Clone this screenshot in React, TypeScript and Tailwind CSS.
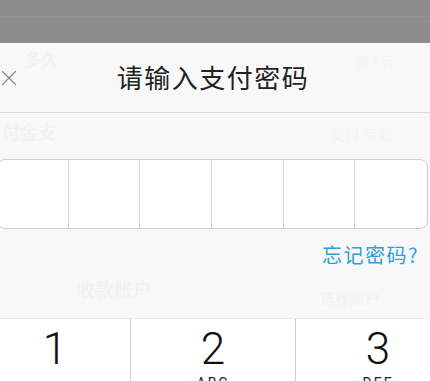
import { X } from 'lucide-react'

const cells = [70, 72, 72, 72, 72, 73]

const keys = [
  { n: '1', sub: '', w: 'w-[150px] -ml-[20px]' },
  { n: '2', sub: 'ABC', w: 'w-[165px]' },
  { n: '3', sub: 'DEF', w: 'w-[165px]' },
]

export default function App() {
  return (
    <div className="w-[430px] h-[381px] overflow-hidden flex flex-col bg-white" style={{ fontFamily: '"Noto Sans CJK SC", "Noto Sans", sans-serif' }}>
      {/* dimmed page behind */}
      <div className="h-[43px] shrink-0 bg-[#8d8d8d] pt-[16px]">
        <div className="h-px bg-[#959595]" />
        <div className="h-px mt-[4px] bg-[#939393]" />
      </div>

      {/* sheet */}
      <div className="relative h-[275px] shrink-0 bg-[#f8f8f8]">
        {/* faint text bleeding through */}
        <span className="absolute left-[24px] top-[3px] text-[17px] text-[#f1f1f1]">多久</span>
        <span className="absolute left-[356px] top-[8px] text-[13px] text-[#f3f3f3]">金 1 元</span>
        <span className="absolute left-[2px] top-[75px] text-[18px] text-[#f1f1f1]">付金支</span>
        <span className="absolute left-[330px] top-[80px] text-[15px] text-[#f4f4f4]">支付 宝账</span>
        <span className="absolute left-[76px] top-[232px] text-[19px] text-[#f0f0f0]">收款账户</span>
        <span className="absolute left-[320px] top-[244px] text-[15px] text-[#f2f2f2]">选择账户</span>

        <div className="relative h-[70px] flex items-center justify-center border-b border-[#d8d8d8]">
          <X className="absolute left-[-4px] top-[22px] w-[26px] h-[26px] text-[#8a8a8a]" strokeWidth={1.1} />
          <span className="text-[26px] leading-none text-[#222] tracking-[1.5px] ml-[-4px] mt-[-2px]">请输入支付密码</span>
        </div>

        <div className="relative ml-[-3px] mt-[46px] w-[431px] h-[70px] flex bg-white border border-[#cfcfcf] rounded-[8px] overflow-hidden">
          {cells.map((w, i) => (
            <div key={i} className={i > 0 ? 'h-full border-l border-[#d6d6d6]' : 'h-full'} style={{ width: w }} />
          ))}
        </div>

        <div className="relative flex justify-end pr-[11px] mt-[14px]">
          <span className="text-[20px] leading-[24px] text-[#2f9fd6] tracking-[1.5px]">忘记密码?</span>
        </div>
      </div>

      {/* number keyboard */}
      <div className="flex-1 flex bg-white border-t border-[#ececec]">
        {keys.map((k, i) => (
          <div key={k.n} className={`${k.w} shrink-0 flex flex-col items-center pt-[6px] ${i > 0 ? 'border-l border-[#cfcfcf]' : ''}`}>
            <span className="text-[44px] leading-[48px] font-light text-[#111]" style={{ fontFamily: 'Roboto, "Liberation Sans", sans-serif' }}>{k.n}</span>
            <span className="text-[14px] leading-[16px] tracking-[2px] text-[#222] mt-[2px]" style={{ fontFamily: 'Roboto, "Liberation Sans", sans-serif' }}>{k.sub}</span>
          </div>
        ))}
      </div>
    </div>
  )
}
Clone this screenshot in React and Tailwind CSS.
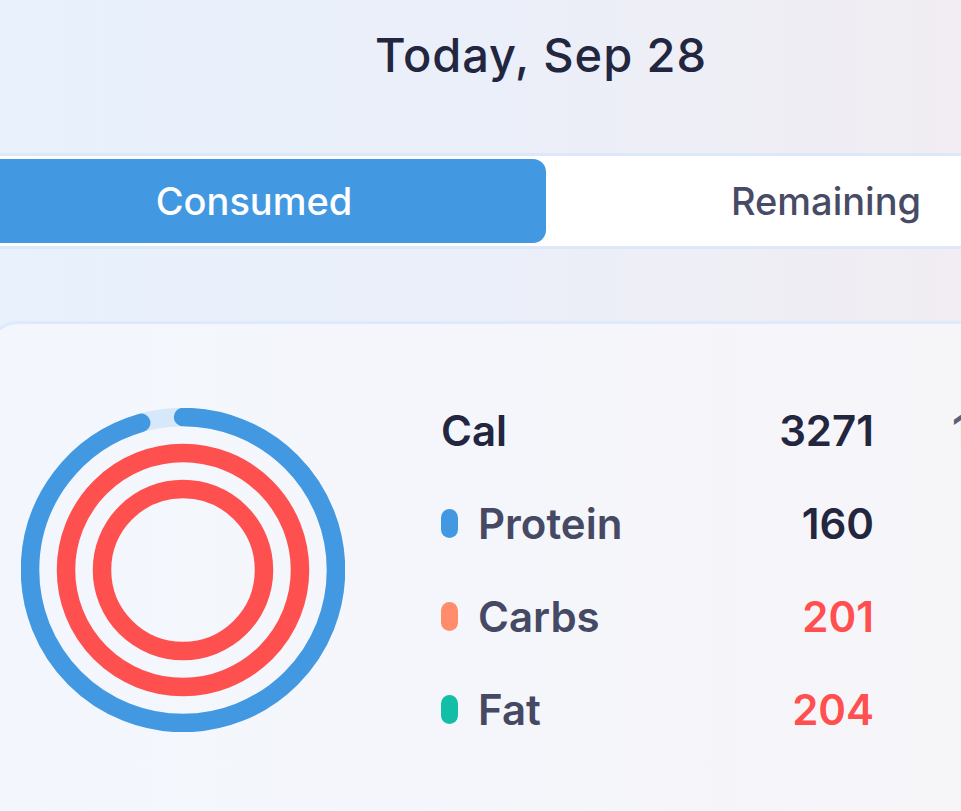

━━━━━━

## Instructions to follow:
Look above for lines with the word "screenshot" and copy them all.

## Response:
Clone this screenshot in React, TypeScript and Tailwind CSS.
Clone this screenshot in React and Tailwind CSS.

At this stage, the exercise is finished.